**AIM**
Only lines holding the word "React" should be copied from the material.

**INFORMATION PROVIDED**
——

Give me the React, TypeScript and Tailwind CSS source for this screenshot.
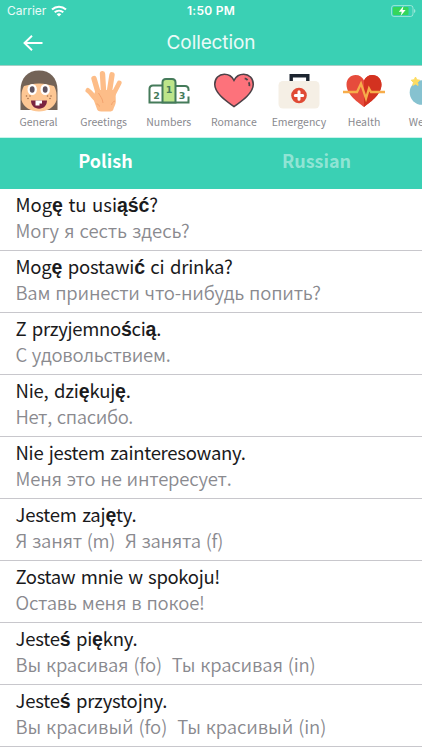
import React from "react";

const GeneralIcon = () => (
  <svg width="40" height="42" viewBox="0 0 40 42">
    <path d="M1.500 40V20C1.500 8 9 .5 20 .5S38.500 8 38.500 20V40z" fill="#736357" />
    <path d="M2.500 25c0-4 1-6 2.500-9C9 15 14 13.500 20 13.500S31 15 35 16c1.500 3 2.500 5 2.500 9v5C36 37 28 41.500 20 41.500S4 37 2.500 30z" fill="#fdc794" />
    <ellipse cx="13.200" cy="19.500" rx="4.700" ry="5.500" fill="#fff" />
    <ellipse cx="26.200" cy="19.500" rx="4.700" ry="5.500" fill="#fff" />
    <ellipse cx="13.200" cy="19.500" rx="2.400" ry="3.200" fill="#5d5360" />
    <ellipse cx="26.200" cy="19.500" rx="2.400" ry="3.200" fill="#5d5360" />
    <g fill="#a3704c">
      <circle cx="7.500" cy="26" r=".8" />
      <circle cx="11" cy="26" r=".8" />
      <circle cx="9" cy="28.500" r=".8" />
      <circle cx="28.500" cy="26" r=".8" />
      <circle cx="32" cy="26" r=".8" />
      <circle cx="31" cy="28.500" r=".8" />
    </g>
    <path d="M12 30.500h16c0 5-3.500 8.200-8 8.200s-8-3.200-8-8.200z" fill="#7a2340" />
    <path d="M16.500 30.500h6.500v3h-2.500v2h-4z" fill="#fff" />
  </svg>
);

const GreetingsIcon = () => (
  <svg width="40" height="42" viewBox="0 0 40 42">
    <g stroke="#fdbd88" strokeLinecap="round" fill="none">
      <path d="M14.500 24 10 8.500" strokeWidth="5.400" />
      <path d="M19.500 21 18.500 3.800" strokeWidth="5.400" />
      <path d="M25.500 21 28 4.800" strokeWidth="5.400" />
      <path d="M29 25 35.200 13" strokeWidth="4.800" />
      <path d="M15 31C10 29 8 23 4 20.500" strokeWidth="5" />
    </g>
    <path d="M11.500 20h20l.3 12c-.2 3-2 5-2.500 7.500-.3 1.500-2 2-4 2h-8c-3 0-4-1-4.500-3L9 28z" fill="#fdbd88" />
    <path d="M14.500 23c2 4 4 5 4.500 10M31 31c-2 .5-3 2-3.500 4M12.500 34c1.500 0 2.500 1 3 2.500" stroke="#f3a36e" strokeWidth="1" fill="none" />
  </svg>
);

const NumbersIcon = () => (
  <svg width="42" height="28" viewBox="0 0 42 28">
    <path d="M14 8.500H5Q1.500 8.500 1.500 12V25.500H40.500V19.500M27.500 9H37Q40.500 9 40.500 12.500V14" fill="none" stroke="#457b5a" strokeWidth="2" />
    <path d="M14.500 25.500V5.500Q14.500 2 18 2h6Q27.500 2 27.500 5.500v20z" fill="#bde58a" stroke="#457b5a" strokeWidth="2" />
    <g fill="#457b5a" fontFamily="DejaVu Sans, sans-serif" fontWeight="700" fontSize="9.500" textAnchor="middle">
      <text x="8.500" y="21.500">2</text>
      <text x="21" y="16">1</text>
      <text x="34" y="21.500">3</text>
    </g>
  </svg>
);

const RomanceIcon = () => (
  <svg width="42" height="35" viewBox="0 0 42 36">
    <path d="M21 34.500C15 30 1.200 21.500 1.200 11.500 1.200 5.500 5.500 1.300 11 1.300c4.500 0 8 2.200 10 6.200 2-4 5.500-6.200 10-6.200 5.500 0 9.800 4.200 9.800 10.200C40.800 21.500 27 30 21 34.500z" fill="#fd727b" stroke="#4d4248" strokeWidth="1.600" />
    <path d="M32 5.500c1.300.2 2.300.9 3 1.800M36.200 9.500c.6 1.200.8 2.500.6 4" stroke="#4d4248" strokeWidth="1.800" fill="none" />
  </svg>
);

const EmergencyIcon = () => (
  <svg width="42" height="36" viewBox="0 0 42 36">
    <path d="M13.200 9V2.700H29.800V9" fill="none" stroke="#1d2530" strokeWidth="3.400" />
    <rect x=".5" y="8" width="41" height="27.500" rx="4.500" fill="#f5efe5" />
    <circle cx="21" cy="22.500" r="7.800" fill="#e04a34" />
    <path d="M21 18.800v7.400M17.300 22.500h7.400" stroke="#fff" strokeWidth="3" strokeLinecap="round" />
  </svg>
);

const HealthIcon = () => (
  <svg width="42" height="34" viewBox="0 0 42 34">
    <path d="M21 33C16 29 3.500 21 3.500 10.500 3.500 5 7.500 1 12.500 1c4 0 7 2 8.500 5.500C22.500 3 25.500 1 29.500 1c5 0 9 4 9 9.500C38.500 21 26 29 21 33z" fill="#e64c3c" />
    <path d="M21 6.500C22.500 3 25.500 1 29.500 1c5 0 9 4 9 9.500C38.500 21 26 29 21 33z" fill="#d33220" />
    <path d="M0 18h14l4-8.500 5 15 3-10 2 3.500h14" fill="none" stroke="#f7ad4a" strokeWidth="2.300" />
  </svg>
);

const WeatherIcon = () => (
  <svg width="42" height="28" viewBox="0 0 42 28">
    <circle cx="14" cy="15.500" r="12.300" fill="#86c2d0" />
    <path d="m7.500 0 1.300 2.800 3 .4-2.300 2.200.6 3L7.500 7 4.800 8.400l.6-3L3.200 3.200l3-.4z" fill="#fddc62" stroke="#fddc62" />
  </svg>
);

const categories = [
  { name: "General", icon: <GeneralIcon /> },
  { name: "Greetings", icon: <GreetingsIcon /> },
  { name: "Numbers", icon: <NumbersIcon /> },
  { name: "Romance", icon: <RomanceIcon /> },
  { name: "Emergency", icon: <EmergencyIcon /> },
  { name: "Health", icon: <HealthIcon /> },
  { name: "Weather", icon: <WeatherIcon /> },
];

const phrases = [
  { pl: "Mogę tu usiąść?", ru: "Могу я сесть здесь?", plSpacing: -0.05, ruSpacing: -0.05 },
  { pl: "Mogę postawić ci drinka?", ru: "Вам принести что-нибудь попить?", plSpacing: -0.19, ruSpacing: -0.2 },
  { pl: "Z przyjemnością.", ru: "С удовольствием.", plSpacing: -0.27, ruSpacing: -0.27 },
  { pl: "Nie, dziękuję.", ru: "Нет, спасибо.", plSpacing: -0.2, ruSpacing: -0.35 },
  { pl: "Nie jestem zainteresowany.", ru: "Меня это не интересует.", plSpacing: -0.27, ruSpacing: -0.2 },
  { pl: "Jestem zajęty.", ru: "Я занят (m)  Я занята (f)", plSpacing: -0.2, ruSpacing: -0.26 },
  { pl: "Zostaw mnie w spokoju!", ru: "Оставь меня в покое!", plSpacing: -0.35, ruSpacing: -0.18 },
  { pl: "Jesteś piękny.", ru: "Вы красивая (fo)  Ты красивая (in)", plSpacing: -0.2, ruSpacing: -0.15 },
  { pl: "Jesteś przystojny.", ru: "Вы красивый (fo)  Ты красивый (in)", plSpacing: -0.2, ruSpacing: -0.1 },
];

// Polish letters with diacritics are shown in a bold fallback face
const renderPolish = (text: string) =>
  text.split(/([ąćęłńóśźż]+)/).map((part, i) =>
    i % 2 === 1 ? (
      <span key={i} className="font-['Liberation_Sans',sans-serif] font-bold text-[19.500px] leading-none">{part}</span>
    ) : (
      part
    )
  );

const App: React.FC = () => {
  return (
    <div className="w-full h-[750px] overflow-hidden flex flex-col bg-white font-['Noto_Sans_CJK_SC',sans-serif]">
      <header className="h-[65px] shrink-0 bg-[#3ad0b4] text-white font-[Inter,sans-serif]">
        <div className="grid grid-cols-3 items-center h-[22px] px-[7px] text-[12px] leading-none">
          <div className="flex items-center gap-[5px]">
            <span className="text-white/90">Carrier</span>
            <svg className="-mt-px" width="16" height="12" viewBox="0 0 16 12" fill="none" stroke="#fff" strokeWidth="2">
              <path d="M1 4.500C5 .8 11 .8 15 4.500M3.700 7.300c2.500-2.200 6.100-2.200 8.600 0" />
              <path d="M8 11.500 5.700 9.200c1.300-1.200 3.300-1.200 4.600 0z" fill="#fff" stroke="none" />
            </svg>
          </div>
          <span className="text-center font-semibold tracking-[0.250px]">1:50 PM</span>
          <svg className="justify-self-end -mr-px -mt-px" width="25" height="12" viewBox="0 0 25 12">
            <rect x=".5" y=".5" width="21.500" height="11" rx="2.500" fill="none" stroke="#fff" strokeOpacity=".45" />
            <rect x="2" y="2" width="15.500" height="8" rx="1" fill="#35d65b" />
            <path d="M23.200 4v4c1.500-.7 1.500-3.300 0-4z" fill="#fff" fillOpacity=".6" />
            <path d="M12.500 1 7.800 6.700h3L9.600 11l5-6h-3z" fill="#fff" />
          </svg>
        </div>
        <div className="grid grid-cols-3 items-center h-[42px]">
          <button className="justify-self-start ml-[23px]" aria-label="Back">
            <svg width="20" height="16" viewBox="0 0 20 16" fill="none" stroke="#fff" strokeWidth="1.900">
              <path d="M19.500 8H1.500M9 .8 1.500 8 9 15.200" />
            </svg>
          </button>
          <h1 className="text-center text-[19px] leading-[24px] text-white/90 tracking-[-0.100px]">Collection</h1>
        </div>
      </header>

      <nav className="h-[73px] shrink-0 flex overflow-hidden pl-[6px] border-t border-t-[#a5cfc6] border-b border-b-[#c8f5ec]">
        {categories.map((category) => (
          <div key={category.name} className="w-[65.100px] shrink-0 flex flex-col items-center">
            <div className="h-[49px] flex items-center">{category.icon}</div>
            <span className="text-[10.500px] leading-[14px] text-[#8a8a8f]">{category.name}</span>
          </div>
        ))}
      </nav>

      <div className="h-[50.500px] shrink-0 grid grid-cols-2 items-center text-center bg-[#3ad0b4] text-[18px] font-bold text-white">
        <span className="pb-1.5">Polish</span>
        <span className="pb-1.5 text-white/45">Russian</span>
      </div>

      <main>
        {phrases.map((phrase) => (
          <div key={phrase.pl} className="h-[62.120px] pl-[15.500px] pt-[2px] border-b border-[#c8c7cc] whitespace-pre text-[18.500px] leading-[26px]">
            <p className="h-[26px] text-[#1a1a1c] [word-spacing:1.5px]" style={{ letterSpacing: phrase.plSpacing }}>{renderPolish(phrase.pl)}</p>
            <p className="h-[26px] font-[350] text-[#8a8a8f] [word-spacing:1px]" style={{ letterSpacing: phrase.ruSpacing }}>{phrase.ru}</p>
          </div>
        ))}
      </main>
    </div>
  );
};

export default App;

——

**WRITTEN RESPONSE**
Give me the React, TypeScript and Tailwind CSS source for this screenshot.
import React from "react";
const App: React.FC = () => {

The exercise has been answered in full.